__Problem__.
Images should be left out, and everything else in the listing reproduced exactly.

__Supplied information__.
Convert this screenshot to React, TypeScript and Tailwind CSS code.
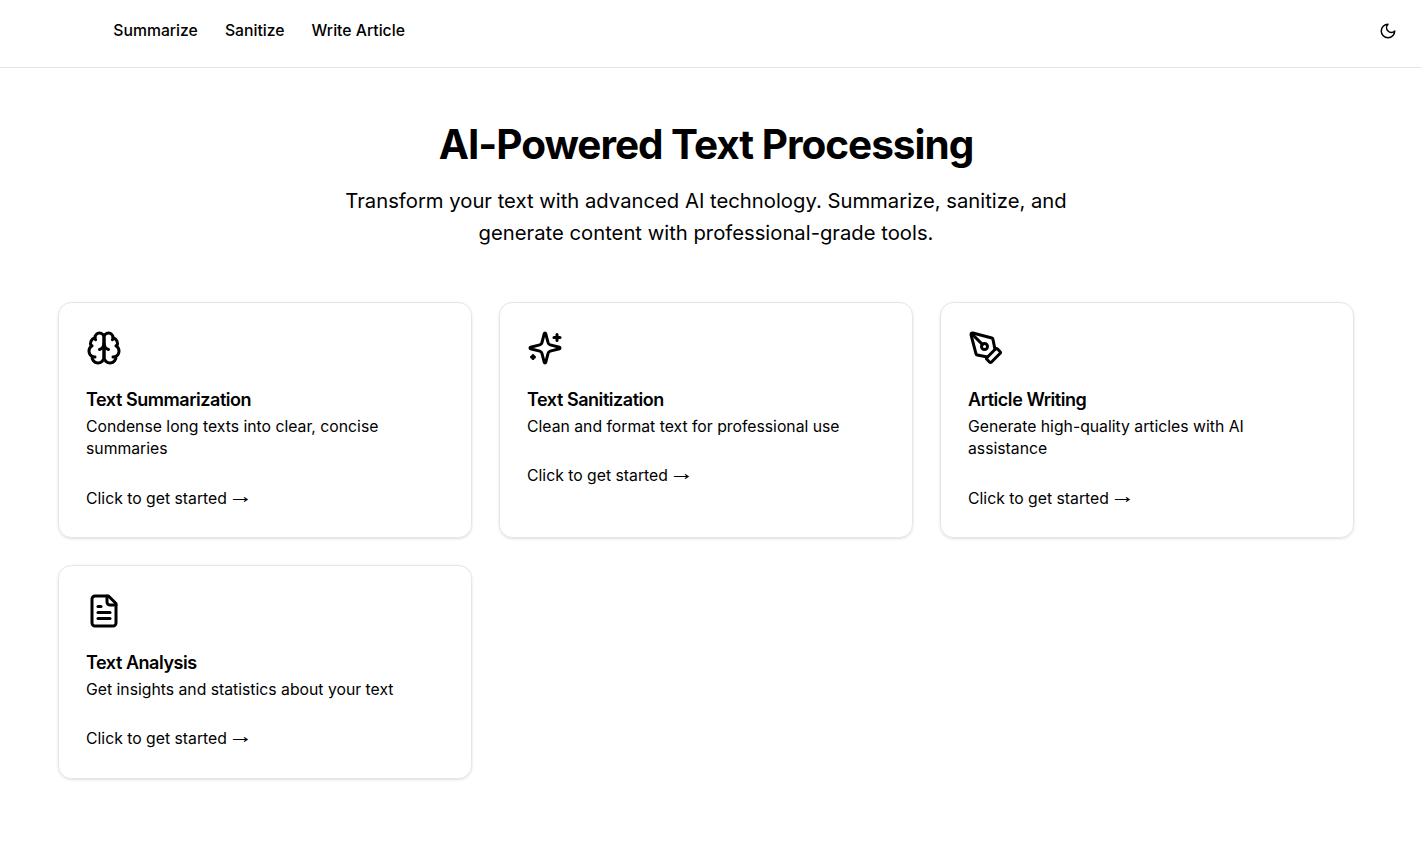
import React from "react";

const iconProps = {
  viewBox: "0 0 24 24",
  fill: "none",
  stroke: "currentColor",
  strokeWidth: 2,
  strokeLinecap: "round" as const,
  strokeLinejoin: "round" as const,
};

function BrainIcon({ className }: { className?: string }) {
  return (
    <svg {...iconProps} className={className}>
      <path d="M12 5a3 3 0 1 0-5.997.125 4 4 0 0 0-2.526 5.77 4 4 0 0 0 .556 6.588A4 4 0 1 0 12 18Z" />
      <path d="M12 5a3 3 0 1 1 5.997.125 4 4 0 0 1 2.526 5.77 4 4 0 0 1-.556 6.588A4 4 0 1 1 12 18Z" />
      <path d="M15 13a4.5 4.5 0 0 1-3-4 4.5 4.5 0 0 1-3 4" />
      <path d="M17.599 6.5a3 3 0 0 0 .399-1.375" />
      <path d="M6.003 5.125A3 3 0 0 0 6.401 6.5" />
      <path d="M3.477 10.896a4 4 0 0 1 .585-.396" />
      <path d="M19.938 10.5a4 4 0 0 1 .585.396" />
      <path d="M6 18a4 4 0 0 1-1.967-.516" />
      <path d="M19.967 17.484A4 4 0 0 1 18 18" />
    </svg>
  );
}

function SparklesIcon({ className }: { className?: string }) {
  return (
    <svg {...iconProps} className={className}>
      <path d="M9.937 15.5A2 2 0 0 0 8.5 14.063l-6.135-1.582a.5.5 0 0 1 0-.962L8.5 9.936A2 2 0 0 0 9.937 8.5l1.582-6.135a.5.5 0 0 1 .963 0L14.063 8.5A2 2 0 0 0 15.5 9.937l6.135 1.581a.5.5 0 0 1 0 .964L15.5 14.063a2 2 0 0 0-1.437 1.437l-1.582 6.135a.5.5 0 0 1-.963 0z" />
      <path d="M20 3v4" />
      <path d="M22 5h-4" />
      <path d="M4 17v2" />
      <path d="M5 18H3" />
    </svg>
  );
}

function PenToolIcon({ className }: { className?: string }) {
  return (
    <svg {...iconProps} className={className}>
      <path d="M15.707 21.293a1 1 0 0 1-1.414 0l-1.586-1.586a1 1 0 0 1 0-1.414l5.586-5.586a1 1 0 0 1 1.414 0l1.586 1.586a1 1 0 0 1 0 1.414z" />
      <path d="m18 13-1.375-6.874a1 1 0 0 0-.746-.776L3.235 2.028a1 1 0 0 0-1.207 1.207L5.35 15.879a1 1 0 0 0 .776.746L13 18" />
      <path d="m2.3 2.3 7.286 7.286" />
      <circle cx="11" cy="11" r="2" />
    </svg>
  );
}

function FileTextIcon({ className }: { className?: string }) {
  return (
    <svg {...iconProps} className={className}>
      <path d="M15 2H6a2 2 0 0 0-2 2v16a2 2 0 0 0 2 2h12a2 2 0 0 0 2-2V7Z" />
      <path d="M14 2v4a2 2 0 0 0 2 2h4" />
      <path d="M10 9H8" />
      <path d="M16 13H8" />
      <path d="M16 17H8" />
    </svg>
  );
}

function MoonIcon({ className }: { className?: string }) {
  return (
    <svg {...iconProps} className={className}>
      <path d="M12 3a6 6 0 0 0 9 9 9 9 0 1 1-9-9Z" />
    </svg>
  );
}

const features = [
  { title: "Text Summarization", description: "Condense long texts into clear, concise summaries", Icon: BrainIcon },
  { title: "Text Sanitization", description: "Clean and format text for professional use", Icon: SparklesIcon },
  { title: "Article Writing", description: "Generate high-quality articles with AI assistance", Icon: PenToolIcon },
  { title: "Text Analysis", description: "Get insights and statistics about your text", Icon: FileTextIcon },
];

export default function App() {
  return (
    <div className="min-h-screen bg-white font-['Inter',sans-serif] text-black">
      <header className="flex h-[68px] items-start justify-between border-b border-[#e5e5e5] pr-6 pl-[113.25px]">
        <nav className="flex gap-[27px] pt-5 text-[15.75px] leading-[22.5px] font-medium">
          <a href="#">Summarize</a>
          <a href="#">Sanitize</a>
          <a href="#">Write Article</a>
        </nav>
        <button aria-label="Toggle theme" className="pt-[22px]">
          <MoonIcon className="size-[18px]" />
        </button>
      </header>
      <main className="ml-[58px] w-[1296px] pt-[54px]">
        <section className="mb-[54px] text-center">
          <h1 className="mb-[18px] text-[40.5px] leading-[45px] font-bold tracking-[-0.025em]">AI-Powered Text Processing</h1>
          <p className="mx-auto w-[756px] text-[20.25px] leading-[31.5px]">
            Transform your text with advanced AI technology. Summarize, sanitize, and generate content with professional-grade tools.
          </p>
        </section>
        <section className="grid grid-cols-3 gap-[27px]">
          {features.map(({ title, description, Icon }) => (
            <article key={title} className="rounded-[13.5px] border border-[#e5e5e5] p-[27px] shadow-[0_1px_3px_0_rgba(0,0,0,0.1),0_1px_2px_-1px_rgba(0,0,0,0.1)]">
              <Icon className="mb-[22.5px] size-9" />
              <h2 className="mb-[4.5px] text-[18px] leading-[22.5px] font-semibold tracking-[-0.025em]">{title}</h2>
              <p className="mb-[27px] text-[15.75px] leading-[22.5px]">{description}</p>
              <p className="h-[22.5px] text-[15.75px] leading-[22.5px]">
                Click to get started{" "}
                <span className="inline-block h-4 origin-center -translate-x-px -translate-y-px scale-x-120 font-['Liberation_Sans',sans-serif] text-[21px] leading-4">→</span>
              </p>
            </article>
          ))}
        </section>
      </main>
    </div>
  );
}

__Task result__.
Convert this screenshot to React, TypeScript and Tailwind CSS code.
import React from "react";

const iconProps = {
  viewBox: "0 0 24 24",
  fill: "none",
  stroke: "currentColor",
  strokeWidth: 2,
  strokeLinecap: "round" as const,
  strokeLinejoin: "round" as const,
};

function BrainIcon({ className }: { className?: string }) {
  return (
    <svg {...iconProps} className={className}>
      <path d="M12 5a3 3 0 1 0-5.997.125 4 4 0 0 0-2.526 5.77 4 4 0 0 0 .556 6.588A4 4 0 1 0 12 18Z" />
      <path d="M12 5a3 3 0 1 1 5.997.125 4 4 0 0 1 2.526 5.77 4 4 0 0 1-.556 6.588A4 4 0 1 1 12 18Z" />
      <path d="M15 13a4.5 4.5 0 0 1-3-4 4.5 4.5 0 0 1-3 4" />
      <path d="M17.599 6.5a3 3 0 0 0 .399-1.375" />
      <path d="M6.003 5.125A3 3 0 0 0 6.401 6.5" />
      <path d="M3.477 10.896a4 4 0 0 1 .585-.396" />
      <path d="M19.938 10.5a4 4 0 0 1 .585.396" />
      <path d="M6 18a4 4 0 0 1-1.967-.516" />
      <path d="M19.967 17.484A4 4 0 0 1 18 18" />
    </svg>
  );
}

function SparklesIcon({ className }: { className?: string }) {
  return (
    <svg {...iconProps} className={className}>
      <path d="M9.937 15.5A2 2 0 0 0 8.5 14.063l-6.135-1.582a.5.5 0 0 1 0-.962L8.5 9.936A2 2 0 0 0 9.937 8.5l1.582-6.135a.5.5 0 0 1 .963 0L14.063 8.5A2 2 0 0 0 15.5 9.937l6.135 1.581a.5.5 0 0 1 0 .964L15.5 14.063a2 2 0 0 0-1.437 1.437l-1.582 6.135a.5.5 0 0 1-.963 0z" />
      <path d="M20 3v4" />
      <path d="M22 5h-4" />
      <path d="M4 17v2" />
      <path d="M5 18H3" />
    </svg>
  );
}

function PenToolIcon({ className }: { className?: string }) {
  return (
    <svg {...iconProps} className={className}>
      <path d="M15.707 21.293a1 1 0 0 1-1.414 0l-1.586-1.586a1 1 0 0 1 0-1.414l5.586-5.586a1 1 0 0 1 1.414 0l1.586 1.586a1 1 0 0 1 0 1.414z" />
      <path d="m18 13-1.375-6.874a1 1 0 0 0-.746-.776L3.235 2.028a1 1 0 0 0-1.207 1.207L5.35 15.879a1 1 0 0 0 .776.746L13 18" />
      <path d="m2.3 2.3 7.286 7.286" />
      <circle cx="11" cy="11" r="2" />
    </svg>
  );
}

function FileTextIcon({ className }: { className?: string }) {
  return (
    <svg {...iconProps} className={className}>
      <path d="M15 2H6a2 2 0 0 0-2 2v16a2 2 0 0 0 2 2h12a2 2 0 0 0 2-2V7Z" />
      <path d="M14 2v4a2 2 0 0 0 2 2h4" />
      <path d="M10 9H8" />
      <path d="M16 13H8" />
      <path d="M16 17H8" />
    </svg>
  );
}

function MoonIcon({ className }: { className?: string }) {
  return (
    <svg {...iconProps} className={className}>
      <path d="M12 3a6 6 0 0 0 9 9 9 9 0 1 1-9-9Z" />
    </svg>
  );
}

const features = [
  { title: "Text Summarization", description: "Condense long texts into clear, concise summaries", Icon: BrainIcon },
  { title: "Text Sanitization", description: "Clean and format text for professional use", Icon: SparklesIcon },
  { title: "Article Writing", description: "Generate high-quality articles with AI assistance", Icon: PenToolIcon },
  { title: "Text Analysis", description: "Get insights and statistics about your text", Icon: FileTextIcon },
];

export default function App() {
  return (
    <div className="min-h-screen bg-white font-['Inter',sans-serif] text-black">
      <header className="flex h-[68px] items-start justify-between border-b border-[#e5e5e5] pr-6 pl-[113.25px]">
        <nav className="flex gap-[27px] pt-5 text-[15.75px] leading-[22.5px] font-medium">
          <a href="#">Summarize</a>
          <a href="#">Sanitize</a>
          <a href="#">Write Article</a>
        </nav>
        <button aria-label="Toggle theme" className="pt-[22px]">
          <MoonIcon className="size-[18px]" />
        </button>
      </header>
      <main className="ml-[58px] w-[1296px] pt-[54px]">
        <section className="mb-[54px] text-center">
          <h1 className="mb-[18px] text-[40.5px] leading-[45px] font-bold tracking-[-0.025em]">AI-Powered Text Processing</h1>
          <p className="mx-auto w-[756px] text-[20.25px] leading-[31.5px]">
            Transform your text with advanced AI technology. Summarize, sanitize, and generate content with professional-grade tools.
          </p>
        </section>
        <section className="grid grid-cols-3 gap-[27px]">
          {features.map(({ title, description, Icon }) => (
            <article key={title} className="rounded-[13.5px] border border-[#e5e5e5] p-[27px] shadow-[0_1px_3px_0_rgba(0,0,0,0.1),0_1px_2px_-1px_rgba(0,0,0,0.1)]">
              <Icon className="mb-[22.5px] size-9" />
              <h2 className="mb-[4.5px] text-[18px] leading-[22.5px] font-semibold tracking-[-0.025em]">{title}</h2>
              <p className="mb-[27px] text-[15.75px] leading-[22.5px]">{description}</p>
              <p className="h-[22.5px] text-[15.75px] leading-[22.5px]">
                Click to get started{" "}
                <span className="inline-block h-4 origin-center -translate-x-px -translate-y-px scale-x-120 font-['Liberation_Sans',sans-serif] text-[21px] leading-4">→</span>
              </p>
            </article>
          ))}
        </section>
      </main>
    </div>
  );
}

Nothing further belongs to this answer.